In the face of the market play on US interest rates, it is up to investors how they would judge the Philippine economy an its macro economic fundamentals, according to the Bangko Sentral ng Pilipinas (BSP).
The weakness of the Philippine peso is being driven mainly by external factors, BSP Governor Amando Tetangco Jr. told reporters on the sidelines of the signing of the memorandum of agreement between the Financial Stability Coordination Council and the Housing and Land Use Regulatory Board on Friday.
“That is why if you look at the movements in other jurisdictions in Asia, we would also see a weakening of their currencies. At this point in time, there seems to be some risk aversion given . . . the uncertainty about when the US Fed is going to finally increase interest rates,” he said.
Going by the statements of various United States Federal Reserve governors and presidents, there seems to be a split—some want to increase interest rates and some would want to wait, Tetangko noted.
“So that causes some volatilities in financial markets,” he pointed out.
Another factor is the European play, particularly the German bank that is causing concern about the financial system in that part of the world.
Tetangco said there are also some domestic factors, for instance, the increase in corporate demand for dollars for both fixing and import requirements.
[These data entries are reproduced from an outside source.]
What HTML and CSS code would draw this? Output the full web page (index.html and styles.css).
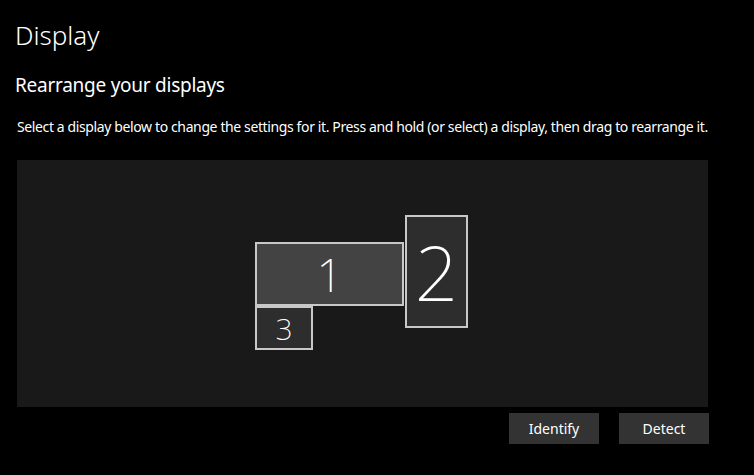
FILE: index.html
```html
<!DOCTYPE html>
<html lang="en">
<head>
    <meta charset="UTF-8">
    <meta name="viewport" content="width=device-width, initial-scale=1.0">
    <title>Display</title>
    <link rel="stylesheet" href="styles.css">
</head>
<body>

    <div class="page">
        <h1 class="title">Display</h1>
        <h2 class="subtitle">Rearrange your displays</h2>
        <p class="hint">Select a display below to change the settings for it. Press and hold (or select) a display, then drag to rearrange it.</p>

        <div class="arrange">
            <div class="monitor monitor-1 selected">1</div>
            <div class="monitor monitor-2">2</div>
            <div class="monitor monitor-3">3</div>
        </div>

        <div class="actions">
            <button type="button">Identify</button>
            <button type="button">Detect</button>
        </div>
    </div>

</body>
</html>
```

FILE: styles.css
```css
body {
    margin: 0;
    background-color: #000;
    color: #fff;
    font-family: "Noto Sans", "Open Sans", sans-serif;
}
.page {
    padding: 17px 46px 0 17px;
}
.title {
    margin: 0 0 0 -2px;
    font-size: 26px;
    font-weight: 300;
    line-height: 36px;
}
.subtitle {
    margin: 18px 0 0 -2px;
    font-size: 19px;
    font-weight: 400;
    line-height: 28px;
    letter-spacing: -0.26px;
}
.hint {
    margin: 18px 0 0 0;
    font-size: 14px;
    line-height: 20px;
    letter-spacing: -0.38px;
    white-space: nowrap;
}
.arrange {
    position: relative;
    height: 247px;
    margin-top: 23px;
    background-color: #191919;
}
.monitor {
    position: absolute;
    box-sizing: border-box;
    border: 2px solid #c8c8c8;
    background-color: #2d2d2d;
    display: flex;
    align-items: center;
    justify-content: center;
    font-weight: 200;
}
.monitor.selected {
    background-color: #434343;
}
.monitor-1 {
    left: 238px;
    top: 82px;
    width: 149px;
    height: 64px;
    font-size: 46px;
}
.monitor-2 {
    left: 388px;
    top: 55px;
    width: 63px;
    height: 113px;
    font-size: 76px;
}
.monitor-3 {
    left: 238px;
    top: 146px;
    width: 58px;
    height: 44px;
    font-size: 30px;
}
.actions {
    display: flex;
    justify-content: flex-end;
    gap: 20px;
    margin-top: 6px;
    margin-right: -1px;
}
.actions button {
    width: 90px;
    height: 31px;
    border: none;
    background-color: #333;
    color: #fff;
    font-family: inherit;
    font-size: 14px;
}
```
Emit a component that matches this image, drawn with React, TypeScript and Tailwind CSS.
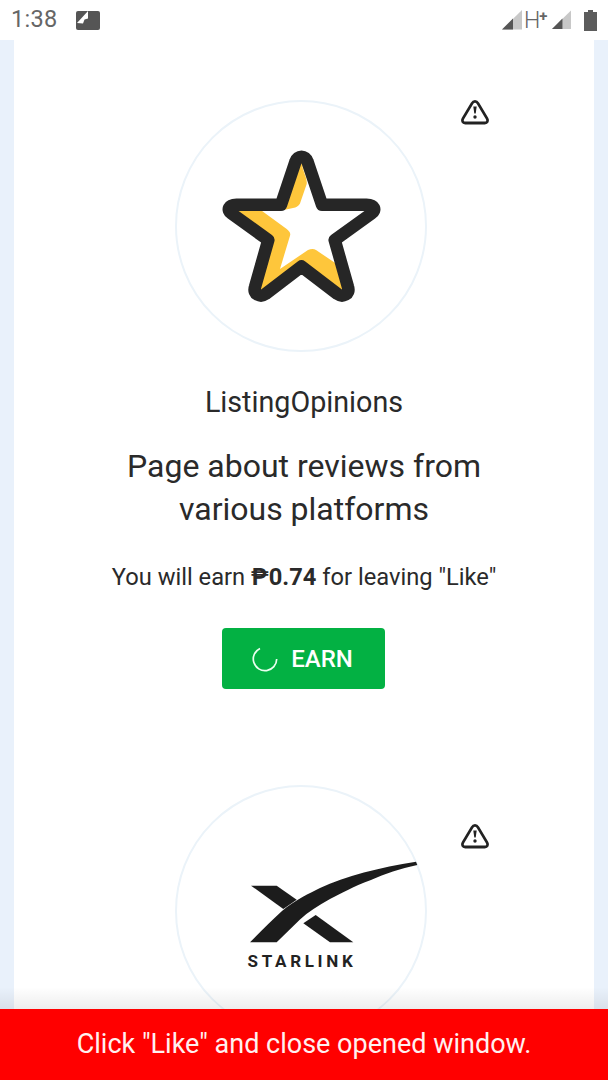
import React from "react";

const font = { fontFamily: "Roboto, 'Noto Sans', sans-serif" };

function Warn({ top }: { top: number }) {
  return (
    <svg viewBox="0 0 30 26" className="absolute w-[30px] h-[26px]" style={{ left: 283, top }} fill="none">
      <path d="M15 2.4 C16.4 2.4 17.3 3.2 18 4.4 L27.1 19.6 C28.4 21.8 27.2 24 24.8 24 L5.2 24 C2.8 24 1.6 21.8 2.9 19.6 L12 4.4 C12.7 3.2 13.6 2.4 15 2.4 Z" stroke="#222" strokeWidth="2.8" strokeLinejoin="round" />
      <path d="M13.3 7.5 L16.7 7.5 L15.7 14.6 L14.3 14.6 Z" fill="#222" />
      <circle cx="15" cy="18" r="1.7" fill="#222" />
    </svg>
  );
}

const starPath =
  "M295.5 162.5 C297.5 156 305.5 156 307.5 162.5 L322 205.7 L366.5 205.7 C374.5 205.7 376.5 211 371.5 214.5 L334.7 241 L348 288 C350.5 295.5 342.5 298.5 337.5 295 L301.5 267.5 L265.5 295 C260.5 298.5 252.5 295.5 255 288 L268.3 241 L231.5 214.5 C226.5 211 228.5 205.7 236.5 205.7 L281 205.7 Z";

function Star() {
  return (
    <svg viewBox="215 145 172 165" className="w-[172px] h-[165px]">
      <path d={starPath} fill="#fec63b" />
      <path
        d="M301.7 165 C303 172 307.5 180 306.7 185 L300.5 203 C299.5 207 296 208.5 293 209 L285 210.7 L261.7 211.7 L286.7 230 C289 232 291 234 290 236.7 L280 270 L308 251 C311 249.5 314 249.5 316 251 L336.7 265 L329.3 241.7 L333.3 236.7 L370 210.7 L318.3 210.7 Z"
        fill="#fff"
      />
      <path d={starPath} fill="none" stroke="#262626" strokeWidth="12.5" strokeLinejoin="round" />
    </svg>
  );
}

function Starlink() {
  return (
    <svg viewBox="240 855 185 92" className="w-[185px] h-[92px] ml-[63px] shrink-0">
      <path d="M250 943.3 C262 931 272 921 282 912 C295 901 310 894 320 889 C345 877 380 868.5 416 862.7 L417.3 866 C400 869.5 385 875 371 881 C352 888 342 894 330 900 C318 907 308 913 300 920.5 L276.7 943.3 Z" fill="#1c1c1c" />
      <path d="M251 886.7 L276.7 886.7 L296.7 900.7 L283.3 910 Z" fill="#1c1c1c" />
      <path d="M303.3 924.3 L315.7 916 L353.3 943.3 L330 943.3 Z" fill="#1c1c1c" />
    </svg>
  );
}

function Listing() {
  return (
    <div className="flex flex-col items-center">
      <div className="relative w-[252px] h-[252px] -ml-[6px] flex items-center justify-center rounded-full border-2 border-[#ebf3f9]">
        <Warn top={-3.5} />
        <Star />
      </div>
      <div className="mt-[33px] text-[28.7px] leading-[34px] text-[#2a2a2a]">ListingOpinions</div>
      <div className="mt-[26px] w-[400px] text-center text-[32px] leading-[43px] text-[#2a2a2a]">
        Page about reviews from various platforms
      </div>
      <div className="mt-[31px] text-[23.7px] leading-[30px] text-[#2a2a2a]">
        You will earn <b className="font-bold">₱0.74</b> for leaving "Like"
      </div>
      <div className="mt-[36px] -ml-[1px] w-[163px] h-[61px] rounded-[4px] bg-[#03b143] flex items-center justify-center gap-[13px] pr-[2px]">
        <svg viewBox="0 0 26 26" className="w-[26px] h-[26px]" fill="none">
          <path d="M8 2.4 A11.7 11.7 0 1 0 24.7 13" stroke="#eafff0" strokeWidth="1.7" />
        </svg>
        <span className="text-[24px] leading-[30px] font-medium text-white">EARN</span>
      </div>
    </div>
  );
}

export default function App() {
  return (
    <div className="relative w-[608px] h-[1080px] overflow-hidden bg-[#e9f1fb]" style={font}>
      <div className="h-[40px] bg-white flex items-center justify-between pl-[11px] pr-[11px]">
        <div className="flex items-center gap-[18px]">
          <span className="text-[23.5px] text-[#666] tracking-[0.3px]">1:38</span>
          <svg viewBox="0 0 24 19" className="w-[24px] h-[19px]">
            <rect width="24" height="19" rx="2" fill="#555" />
            <path d="M1 12 L12 0 L12 7.5 L8.5 8.5 L7 12.5 Z" fill="#fff" />
          </svg>
        </div>
        <div className="flex items-center">
          <svg viewBox="0 0 20 20" className="w-[20px] h-[20px]">
            <path d="M0 19.5 L20 0 L20 19.5 Z" fill="#c8c8c8" />
            <path d="M0 19.5 L11 8.5 L11 19.5 Z" fill="#555" />
          </svg>
          <span className="text-[23px] text-[#666] leading-none ml-[2px] flex items-start w-[22px] font-light">
            H<span className="text-[15px] leading-[14px] font-bold -ml-[1px]">+</span>
          </span>
          <svg viewBox="0 0 20 20" className="w-[19px] h-[20px] ml-[6px]">
            <path d="M0 19.5 L20 0 L20 19.5 Z" fill="#c8c8c8" />
            <path d="M0 19.5 L11 8.5 L11 19.5 Z" fill="#555" />
          </svg>
          <svg viewBox="0 0 13 21" className="w-[13px] h-[21px] ml-[13px]">
            <path d="M4 0 H9 V2 H13 V21 H0 V2 H4 Z" fill="#5c5c5c" />
          </svg>
        </div>
      </div>

      <div className="mx-[14px] h-[1040px] bg-white flex flex-col items-center pt-[60px] gap-[96px]">
        <Listing />
        <div className="flex flex-col items-center">
          <div className="relative w-[252px] h-[252px] -ml-[6px] flex flex-col items-center pt-[67px] rounded-full border-2 border-[#ebf3f9]">
            <Warn top={36.4} />
            <Starlink />
            <span className="mt-[6px] ml-[2px] text-[17px] leading-[18px] font-bold tracking-[3.7px] text-[#222]">STARLINK</span>
          </div>
        </div>
      </div>

      <div className="absolute left-0 right-0 bottom-[71px] h-[22px] bg-gradient-to-b from-transparent to-[#00000012]" />
      <div className="absolute left-0 right-0 bottom-0 h-[71px] bg-[#ff0000] flex items-center justify-center text-[27px] text-[#fff0f0]">
        Click "Like" and close opened window.
      </div>
    </div>
  );
}
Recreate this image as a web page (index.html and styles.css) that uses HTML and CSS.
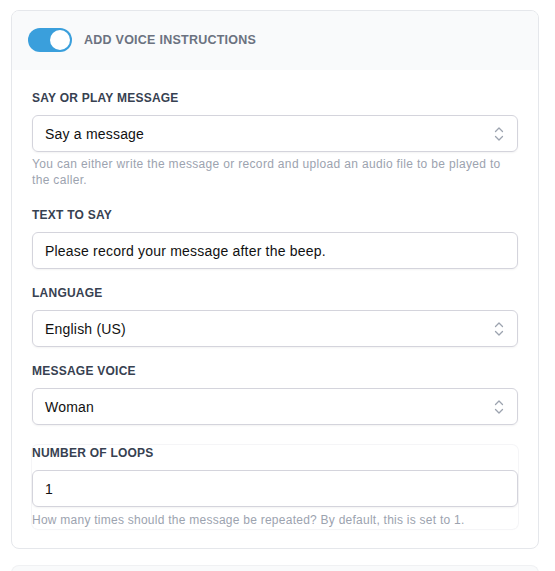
FILE: index.html
```html
<!DOCTYPE html>
<html lang="en">
<head>
<meta charset="utf-8">
<title>Voice instructions</title>
<link rel="stylesheet" href="styles.css">
</head>
<body>
<div class="card">
  <div class="card-header">
    <span class="toggle"><span class="knob"></span></span>
    <span class="header-title">ADD VOICE INSTRUCTIONS</span>
  </div>
  <div class="card-body">
    <div class="field">
      <div class="label">SAY OR PLAY MESSAGE</div>
      <div class="control select">
        <span>Say a message</span>
        <svg class="chev" width="10" height="16" viewBox="0 0 10 16" fill="none" stroke="#9ca3af" stroke-width="1.3" stroke-linecap="round" stroke-linejoin="round"><path d="M1.5 5.5 L5 2 L8.5 5.5"/><path d="M1.5 10.5 L5 14 L8.5 10.5"/></svg>
      </div>
      <div class="help">You can either write the message or record and upload an audio file to be played to the caller.</div>
    </div>
    <div class="field">
      <div class="label">TEXT TO SAY</div>
      <div class="control"><span>Please record your message after the beep.</span></div>
    </div>
    <div class="field">
      <div class="label">LANGUAGE</div>
      <div class="control select">
        <span>English (US)</span>
        <svg class="chev" width="10" height="16" viewBox="0 0 10 16" fill="none" stroke="#9ca3af" stroke-width="1.3" stroke-linecap="round" stroke-linejoin="round"><path d="M1.5 5.5 L5 2 L8.5 5.5"/><path d="M1.5 10.5 L5 14 L8.5 10.5"/></svg>
      </div>
    </div>
    <div class="field">
      <div class="label">MESSAGE VOICE</div>
      <div class="control select">
        <span>Woman</span>
        <svg class="chev" width="10" height="16" viewBox="0 0 10 16" fill="none" stroke="#9ca3af" stroke-width="1.3" stroke-linecap="round" stroke-linejoin="round"><path d="M1.5 5.5 L5 2 L8.5 5.5"/><path d="M1.5 10.5 L5 14 L8.5 10.5"/></svg>
      </div>
    </div>
    <div class="field field-boxed">
      <div class="label">NUMBER OF LOOPS</div>
      <div class="control"><span>1</span></div>
      <div class="help help-last">How many times should the message be repeated? By default, this is set to 1.</div>
    </div>
  </div>
</div>
<div class="card-next"></div>
</body>
</html>
```
FILE: styles.css
```css
* { box-sizing: border-box; }
body {
  margin: 0;
  background: #ffffff;
  font-family: "Liberation Sans", Arial, sans-serif;
  padding: 10px 16px 0 11px;
}
.card {
  border: 1px solid #e5e7eb;
  border-radius: 8px;
  background: #fff;
  overflow: hidden;
}
.card-header {
  height: 59px;
  background: #f9fafb;
  display: flex;
  align-items: center;
  padding: 0 16px 2px 16px;
  gap: 12px;
}
.toggle {
  width: 44px;
  height: 24px;
  border-radius: 12px;
  background: #3a9fdc;
  display: flex;
  align-items: center;
  justify-content: flex-end;
  padding: 2px;
}
.knob {
  width: 20px;
  height: 20px;
  border-radius: 50%;
  background: #fff;
}
.header-title {
  font-size: 12.5px;
  font-weight: 700;
  color: #6b7280;
  letter-spacing: 0.02em;
}
.card-body {
  padding: 20px 20px 19px 20px;
  display: flex;
  flex-direction: column;
  gap: 16px;
}
.label {
  font-size: 12px;
  line-height: 16px;
  font-weight: 700;
  color: #374151;
  letter-spacing: 0.02em;
  margin-bottom: 9px;
}
.control {
  height: 37px;
  border: 1px solid #d4d4dc;
  border-radius: 6px;
  box-shadow: 0 1px 2px rgba(0,0,0,0.05);
  display: flex;
  align-items: center;
  padding: 0 12px;
  font-size: 14px;
  letter-spacing: 0.2px;
  color: #111;
}
.select { justify-content: space-between; padding-right: 13px; }
.chev { display: block; }
.help {
  margin-top: 4px;
  margin-bottom: 3px;
  font-size: 12px;
  line-height: 16px;
  letter-spacing: 0.33px;
  color: #9ca3af;
}
.help-last { margin-top: 5px; margin-bottom: 1px; letter-spacing: 0.25px; }
.field-boxed {
  margin-top: 4px;
  border-radius: 6px;
  box-shadow: 0 0 0 1px #f5f5f7, 0 1px 2px rgba(0,0,0,0.02);
}
.card-next {
  margin-top: 16px;
  height: 20px;
  border: 1px solid #f0f1f3;
  border-bottom: none;
  border-radius: 8px 8px 0 0;
  background: #f9fafb;
}
```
“So together, these factors have pushed down the exchange rate. But the increase in corporate demand is not negative, because it indicates that you are growing and businesses are importing their requirements that they can use for further expansion,” he said.
On Friday, the peso closed to a new seven-year low of P48.50:$1 against the US dollar, losing 17 centavos from P48.33 on Thursday. It was the weakest for the Philippine currency in seven years since it settled at P48.62:$1 on September 4, 2009.
BSP Deputy Governor Diwa Guinigundo also cited the waiting game regarding the US Fed move on interest rates that serves as catalyst for capital flight from the Philippines.
Latest data from the central bank showed foreign portfolio investments flows in the week ending September 16 were a net outflow of $347 million, compared with $252 million the week prior and $40.39 million in net inflow a year earlier.
Foreign portfolio investments are a component of the balance of payments (BOP), which summarizes the country’s economic transactions with the rest of the world over a certain period. Other components of the BOP include trade, direct foreign investments, and remittances.
“In fact if you read the commentaries . . . uncertainty will continue until such time that the market is sure when the US adjustment will really take place” Guinigundo said.
“Number two, the global economy is still soft. The recovery is very uneven. There are some countries that are recovering fast. So in general, there is uncertainty about the global economy,” he added.
In light of all this, Guinigundo said monetary authorities are assuming that the market is rational and “can digest both positive and negative news and in the end judge whether going into the emerging markets, including the Philippines, is good.”